The government's account begins with a provocation: Shanti Bahini guerrillas attacked five Bangladeshis with dao knives in Logang village, injuring all of them and killing Kabir Ahmed Hossein, who died from a throat wound. What followed was not a proportional response. Bengali settlers, border guards, and army personnel converged on the Jumma population of the village and its surrounding cluster. Armed with axes, hatchets, and guns, they attacked residents and set fire to their homes. Survivors described a coordinated assault -- not a spontaneous riot but an organized campaign of destruction. By the time it ended, the village was ash. Estimates of the dead range from the government's figure of twelve to survivor accounts exceeding four hundred. The army removed the bodies, making an independent count impossible.

Scattered Across the Border

More than 2,000 Jumma villagers fled east into Tripura state in northeastern India, joining a growing population of refugees from the Hill Tracts conflict. Over 545 houses were destroyed according to survivor interviews; the official report acknowledged 550 Jumma dwellings burned, one of the few points on which official and independent accounts roughly converge. Many of the displaced could not return to their villages until January 1997, nearly five years after the attack. For those years, they lived in limbo -- people whose homes had been erased and whose government had published a report that reduced their losses to a footnote.

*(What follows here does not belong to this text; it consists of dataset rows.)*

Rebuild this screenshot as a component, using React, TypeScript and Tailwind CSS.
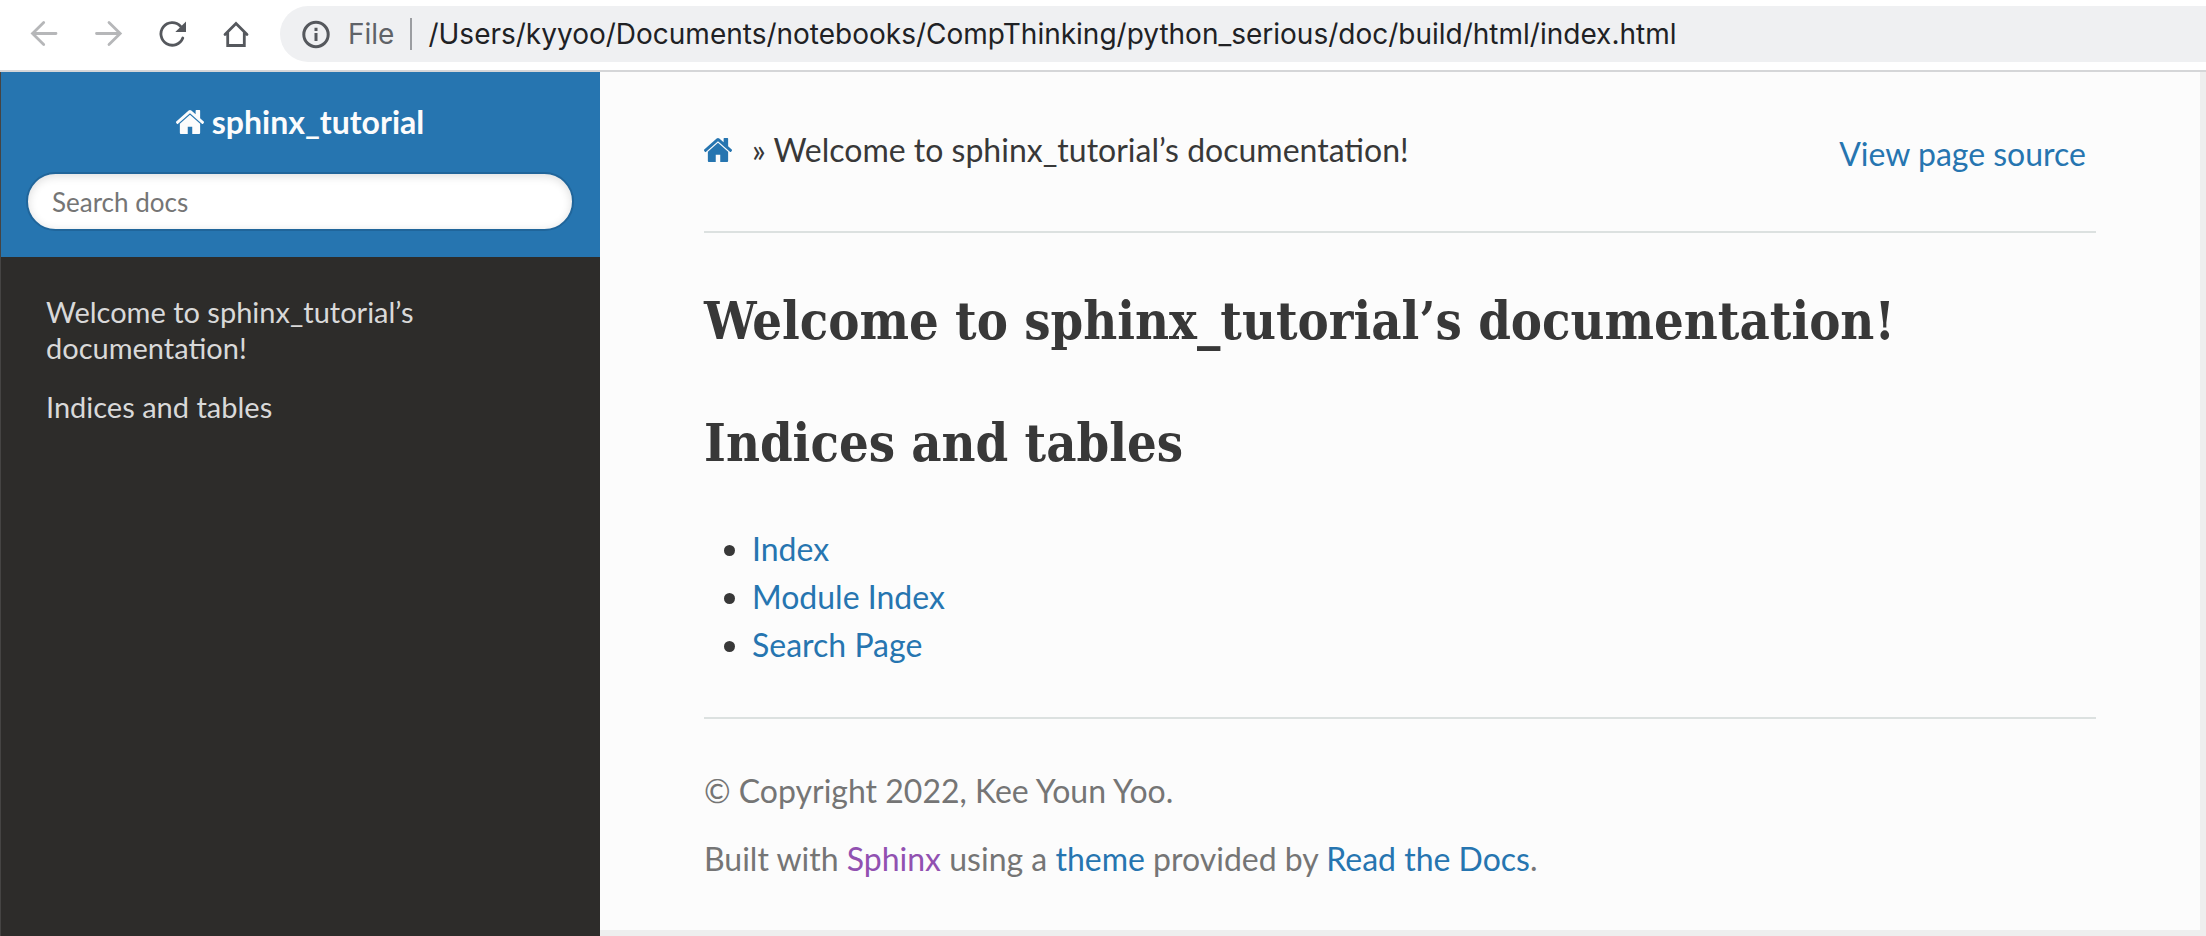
import type { ReactNode } from "react";

const indexLinks = ["Index", "Module Index", "Search Page"];
const sections = ["Welcome to sphinx_tutorial’s documentation!", "Indices and tables"];

function HouseIcon({ className }: { className: string }) {
  return (
    <svg viewBox="37 253 1591 1283" preserveAspectRatio="none" fill="currentColor" aria-hidden="true" className={className}>
      <path d="M1408 992v480q0 26-19 45t-45 19H960v-384H704v384H320q-26 0-45-19t-19-45V992q0-1 .5-3t.5-3l575-474 575 474q1 2 1 6zm223-69l-62 74q-8 9-21 11h-3q-13 0-21-7L832 424 140 1001q-12 8-24 7-13-2-21-11l-62-74q-8-10-7-23.500t11-21.500l719-599q32-26 76-26t76 26l244 204V288q0-14 9-23t23-9h192q14 0 23 9t9 23v408l219 182q10 8 11 21.500t-7 23.500z" />
    </svg>
  );
}

function ToolbarButton({ label, muted, children }: { label: string; muted?: boolean; children: ReactNode }) {
  return (
    <button type="button" aria-label={label} className={muted ? "text-[#b6b7b9]" : "text-[#55585d]"}>
      <svg
        viewBox="0 0 32 32"
        fill="none"
        stroke="currentColor"
        strokeWidth="2.8"
        strokeLinecap="round"
        className="size-8"
      >
        {children}
      </svg>
    </button>
  );
}

function BrowserBar() {
  return (
    <div className="flex h-[72px] items-center border-b-2 border-[#d5d6d8] bg-white pb-0.5 pl-7 font-[Inter,sans-serif] text-[28px]">
      <div className="flex gap-8 pr-7">
        <ToolbarButton label="Back" muted>
          <path d="M28 15.500H4.500M15.700 4.500 4.500 15.500 15.700 26.500" />
        </ToolbarButton>
        <ToolbarButton label="Forward" muted>
          <path d="M4.500 15.500H28M17 4.500 28.200 15.500 17 26.500" />
        </ToolbarButton>
        <ToolbarButton label="Reload">
          <path d="M26.800 20A11.300 11.300 0 1 1 24.500 8.200" />
          <path d="M30 3.500V14H19.300z" fill="currentColor" stroke="none" />
        </ToolbarButton>
        <ToolbarButton label="Home">
          <path d="M5 16.500 16 5.500 27 16.500M7.700 14.500v13h16.600v-13" />
        </ToolbarButton>
      </div>
      <div className="flex h-14 grow items-center rounded-l-full bg-[#eff0f2] pl-5">
        <svg viewBox="0 0 32 32" fill="none" stroke="#55585d" strokeWidth="3" aria-hidden="true" className="size-8">
          <circle cx="16" cy="16.500" r="12.200" />
          <path d="M16 15v8M16 9.800v3.200" />
        </svg>
        <span className="pl-4 text-[#5f6368]">File</span>
        <span className="mx-4 h-8 w-0.5 bg-[#9b9da1]" />
        <span className="whitespace-nowrap text-[#202124]">
          /Users/kyyoo/Documents/notebooks/CompThinking/python_serious/doc/build/html/index.html
        </span>
      </div>
    </div>
  );
}

function Sidebar() {
  return (
    <aside className="w-[600px] shrink-0 border-l border-[#454443] bg-[#2d2c2a]">
      <div className="bg-[#2675b0] py-[26px] pr-[26px] pl-[25px]">
        <a href="#" className="flex items-center justify-center gap-2 text-[32px] leading-[48px] font-bold text-[#fcfcfc]">
          <HouseIcon className="h-6 w-7" />
          sphinx_tutorial
        </a>
        <input
          type="search"
          aria-label="Search docs"
          placeholder="Search docs"
          className="mt-[26px] block h-[59px] w-full rounded-full border-2 border-[#20659a] bg-white px-6 text-[26px] shadow-[inset_0_2px_10px_#dddddd] placeholder:text-[#757575]"
        />
      </div>
      <nav className="flex flex-col gap-[23px] px-[45px] pt-[37px] text-[29px] leading-9 text-[#d9d9d9]">
        {sections.map((name) => (
          <a key={name} href="#">
            {name}
          </a>
        ))}
      </nav>
    </aside>
  );
}

export default function App() {
  return (
    <div className="flex min-h-screen flex-col font-[Lato,sans-serif]">
      <BrowserBar />
      <div className="flex grow bg-[#eeeeee]">
        <Sidebar />
        <main className="mb-1.5 max-w-[1600px] grow bg-[#fcfcfc] px-[104px] pt-[54px] text-[32px] leading-[48px] text-[#383838]">
          <div className="flex items-start justify-between">
            <div className="flex items-center">
              <a href="#" aria-label="Home" className="text-[#2675b0]">
                <HouseIcon className="h-6 w-7" />
              </a>
              <span className="pl-5">» {sections[0]}</span>
            </div>
            <a href="#" className="pt-1 pr-2.5 text-[#2675b0]">
              View page source
            </a>
          </div>
          <hr className="mt-[53px] border-t-2 border-[#dce1e0]" />
          <h1 className="mt-[60px] font-['Roboto_Slab','DejaVu_Serif_Condensed','DejaVu_Serif',serif] text-[52px] leading-[56px] font-bold">{sections[0]}</h1>
          <h1 className="mt-[66px] font-['Roboto_Slab','DejaVu_Serif_Condensed','DejaVu_Serif',serif] text-[52px] leading-[56px] font-bold">{sections[1]}</h1>
          <ul className="mt-[54px] list-disc pl-12">
            {indexLinks.map((name) => (
              <li key={name}>
                <a href="#" className="text-[#2675b0]">
                  {name}
                </a>
              </li>
            ))}
          </ul>
          <hr className="mt-12 border-t-2 border-[#dce1e0]" />
          <footer className="flex flex-col gap-5 pt-12 text-[#757575]">
            <p>© Copyright 2022, Kee Youn Yoo.</p>
            <p>
              Built with <a href="#" className="text-[#9151b1]">Sphinx</a> using a{" "}
              <a href="#" className="text-[#2675b0]">theme</a> provided by{" "}
              <a href="#" className="text-[#2675b0]">Read the Docs</a>.
            </p>
          </footer>
        </main>
      </div>
    </div>
  );
}
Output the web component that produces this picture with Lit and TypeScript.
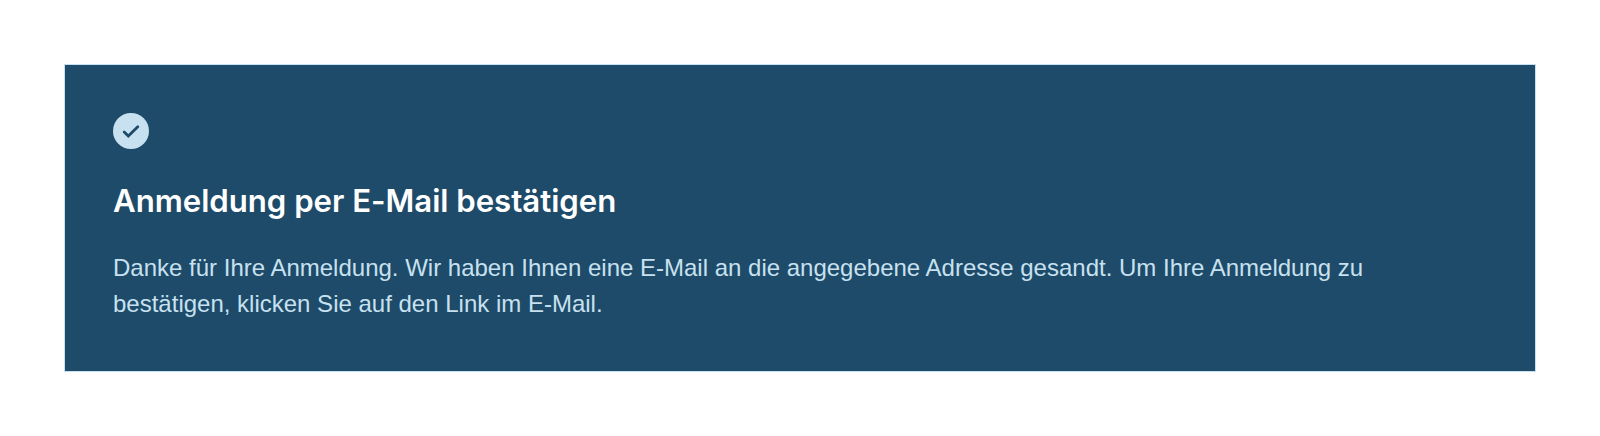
import { LitElement, html, css } from "lit";

class AppRoot extends LitElement {
  static styles = css`
    :host { display: block; padding: 64px; background: #fff; font-family: "Liberation Sans", Arial, sans-serif; }
    .card { box-sizing: border-box; height: 308px; padding: 48px; border: 1px solid #c8e1f0; background: #1e4b69; color: #c8e1f0; }
    .icon { display: block; width: 36px; height: 36px; }
    .title { margin: 32px 0 0; font-family: Inter, "Liberation Sans", sans-serif; font-size: 31.2px; line-height: 40px; font-weight: 620; letter-spacing: -0.03px; color: #fff; }
    .text { margin: 29px 0 0; font-size: 24px; line-height: 36px; max-width: 1280px; }
  `;
  render() {
    return html`<section class="card">
      <svg class="icon" viewBox="0 0 36 36"><circle cx="18" cy="18" r="18" fill="#c8e1f0"/><path d="M11.2 19 15.3 23 24.8 13.8" fill="none" stroke="#1e4b69" stroke-width="2.8" stroke-linecap="round"/></svg>
      <h2 class="title">Anmeldung per E-Mail bestätigen</h2>
      <p class="text">Danke für Ihre Anmeldung. Wir haben Ihnen eine E-Mail an die angegebene Adresse gesandt. Um Ihre Anmeldung zu bestätigen, klicken Sie auf den Link im E-Mail.</p>
    </section>`;
  }
}
customElements.define("app-root", AppRoot);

The Report That Wasn't Released

The Bangladeshi government launched an official investigation led by retired Justice Sultan Hossain Khan. A report was submitted to the Home Ministry on 20 August 1992, four months after the massacre. It was never published in Bengali for the Bangladeshi public. Instead, a 20-page English-language version appeared in October 1992, later expanded to 25 pages with Justice Khan's signature, under the title "Logang Disturbances Enquiry Commission." The document acknowledged 12 Jumma killed, 13 injured, and 2 missing, along with 550 homes destroyed. The language itself -- "disturbances" rather than "massacre" -- signaled the government's framing. No prosecutions followed. No compensation was distributed. The investigation existed as a document, not as justice.

An Unfinished Reckoning

The Chittagong Hill Tracts Peace Accord of 1997 brought a formal end to the insurgency and created a regional council with elected indigenous members who must be consulted by the central government on matters concerning the hill tracts. The accord has drawn criticism from all sides: Bengali nationalists argue it cedes sovereignty, while indigenous advocates note that demands for full autonomy, demilitarization, and the withdrawal of settlers were never addressed. Internationally, the treaty was seen as a breakthrough in a conflict spanning decades. But for the survivors of Logang, the accord did not include accountability for what happened on 10 April 1992. The village has been rebuilt. The dead remain uncounted by any authority willing to publish the number.

From the Air

Located at 23.3695N, 91.8928E in Khagrachari District, southeastern Bangladesh, near the Indian border. The Chittagong Hill Tracts are characterized by forested ridges and river valleys. No major airport nearby; the closest is Shah Amanat International Airport (VGEG) in Chittagong, approximately 100 km to the southwest. The terrain is hilly and often obscured by haze and monsoon clouds. Best visibility November-February.